What is x after 'x += x--'?

Question

Whats happening x after executing the code below;

int x = 10;
x += x--;

I'm expecting result 19 (adding x to x and then decrease x by 1) but result 20. How does it works behind the curtains? Thank your for your answers.

Answer 1

The behavior in this case was undefined before C++17, see e.g., https://en.cppreference.com/w/cpp/language/eval_order#Undefined_behavior , so if your compiler does not conform to it, it is no use testing or trying to understand it: it will depend on implementation, or even version of the compiler.

If your compiler conforms to C++17, it is guaranteed that in a simple or compound assignment (= or e.g. +=, respectively) all of the side effects of right hand side will be dealt with before evaluating the left hand side.

In your case, x-- is evaluated to be 10 accompanied by setting x=9 as its side effect, then the computer will add 10 to x=9 resulting in x=19.

Thanks to Michał for his correction, which I incorporated into the answer.

Answer 2

Having an older c++ might probably not do the job as the behaviour is literally defined to be undefined, by the older standard. (Thanks to @LightnessRacesinOrbit)

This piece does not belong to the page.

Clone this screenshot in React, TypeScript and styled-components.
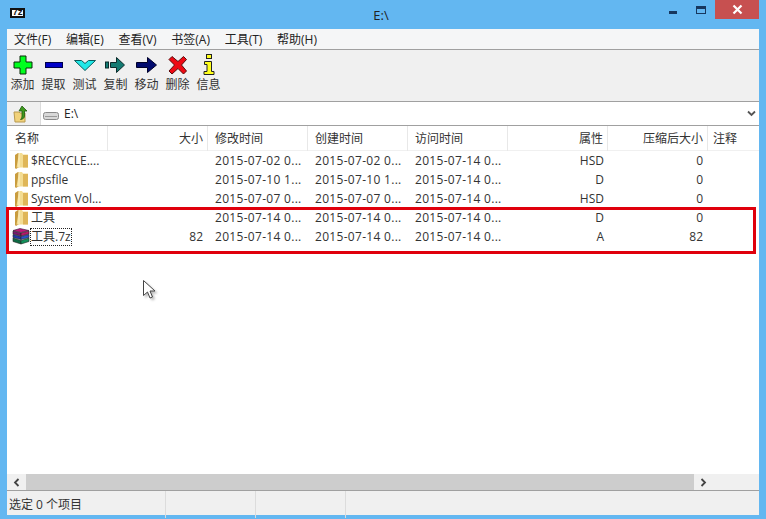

If you just try out an online compiler which will have the latest version, it works just fine and the result is 19 as you expected (x+=x-- is the same as x= x+x--. This means for getting the new "x", it has to sum the old "x"+the old "x" -1. So it will do x+(x--), which is x=10+(9).

Try it out here: with:

#include <iostream>

using namespace std;

int main()
{
    int x = 10;
    x += x--;
    cout<<x<<endl;
}